Polkadot and Dfinity
Dfinity calls itself "the internet computer" and positions itself as a sister project to Ethereum. Dfinity has been in development since 2016, with a release called "Copper" supposed to have come out in 2017 but never seemed to have landed. In 2019, the world has yet to see the majority of Dfinity's closed source code for their client since they only publish helper libraries on their GitHub. The closed source nature of development is in stark contrast to the development of Polkadot, which has developed its Rust reference implementation in the open on GitHub from the start in 2017.
Algorithmic Governance
Dfinity is a strong proponent of algorithmic governance, having published two blog posts explicitly on the topic.
Dfinitiy proposes a governance framework called the Blockchain Nervous System (BNS). However, they have not come forward with any definite algorithms or further information following the publishing of the two previous blog posts in 2018.
The BNS described in the blog posts is, compared to Polkadot's extensive governance mechanisms, a simplified reduction of the potential of on-chain governance. It only decides on chain forks through a "trust the expert" follow-the-heaviest-neuron approach.
Polkadot allows governance mechanisms to be much more fine-grained through mechanisms of conviction voting, a tri-cameral model of checks and balances, and the ability to follow chain upgrades seamlessly without needing to update client software.
Consensus
Dfinity uses a four-layered consensus consisting of an identity layer, a random beacon layer, a blockchain layer, and a notary layer.

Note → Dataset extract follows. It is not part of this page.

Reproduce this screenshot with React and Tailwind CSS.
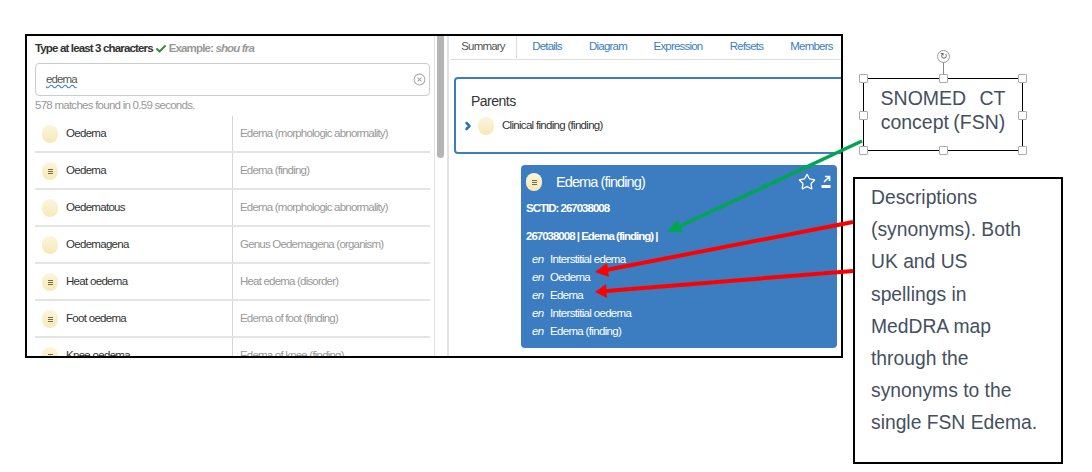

The identity layer handles the Proof-of-Stake registration and anti-Sybil mechanism of the consensus protocol. In Polkadot, we would compare the identity layer to a subset of the function of NPoS, which handles the stake deposits and sybil resistance while also acting as the peer-set selection algorithm. It is expected that stake deposits on Dfinity will be a fixed size, so they do not implement a peer-set selection since it is inherent in their PoS; when an account makes a deposit they become a validator. Polkadot is more flexible and allows variable deposits and the ability to act as a nominator to participate in the staking system without needing to run validator infrastructure yourself.
The random beacon layer is used to construct a random number in Dfinity, which is the basis for the blockchain and notary layer. It employs a verifiable random function (VRF) that is based on BLS threshold signatures and requires a distributed key generation (DKG). The BLS threshold based VRF is able to solve the "last actor" problem in which the final participant in the protocol can abort by predicting the randomness and not publishing it. Although Polkadot also employs a VRF in its block production protocol BABE, it does not suffer from the "last actor" problem as it uses a different type of VRF that generates the randomness locally, but still allows global verification. The random beacon is then taken from the VRF outputs from two blocks prior, which can be proven to be secure.
The blockchain and fork resolution layer used in Dfinity is known as probablistic slot protocol and uses the randomness from the random beacon to give priority to each proposer for a particular block. Within a constant block time, all proposals generated are sent to notaries, which sign the block from the heaviest weighted proposal that they see and broadcast it. Forks are then decided based on the weight that was assigned to proposers in that round, with the heaviest proposer's block taking priority. Polkadot's BABE block production uses the random beacon from the previous VRF outputs to assign weights to producers too. The individual producers then create local randomness and if it beats a threshold as determined by their weight, that producer will produce a new block. BABE achieves constant block time by having a fallback to the Aura round robin style block assignment if for a particular slot no producer generated a random number that fell below their threshold. In BABE forks can happen if more than one producer pulls a correct "lottery ticket" random number, and in this case will rely on the chain selection rule, which uses the last finalized chain from GRANDPA to build on.
Finally, in the notarization and near-instant finality layer of Dfinity, the blocks that are produced in the previous layer are notarized by the committee of validators. The notarization is a timestamp and a proof that the block has been published to the network, which prevents a malicious validator from creating a private chain and revealing it later. The notarization mechanism aims to solve the selfish mining attack and the nothing at stake problem. The notarized blocks are then agreed on in a further finalization mechanism.
One should not pay too much heed to the term near-instant finality because terms like this and "instant finality" are basically just marketing terms for Byzantine agreement protocols, and conceal the actual capability of the finality gadget. For example, the notarization and finality rounds of Dfinity consensus can be compared to the pre-commit and pre-vote rounds of standard BFT protocols. Although, since Dfinity has a two-step mechanism for producing and finalizing blocks (much like how Polkadot has with BABE and GRANDPA), the time-to-finality of both protocols should be comparable. GRANDPA has nice properties like coming to finality on entire chains of blocks instead of single blocks one at a time, which makes it an improvement to the finality mechanism outlined by Dfinity.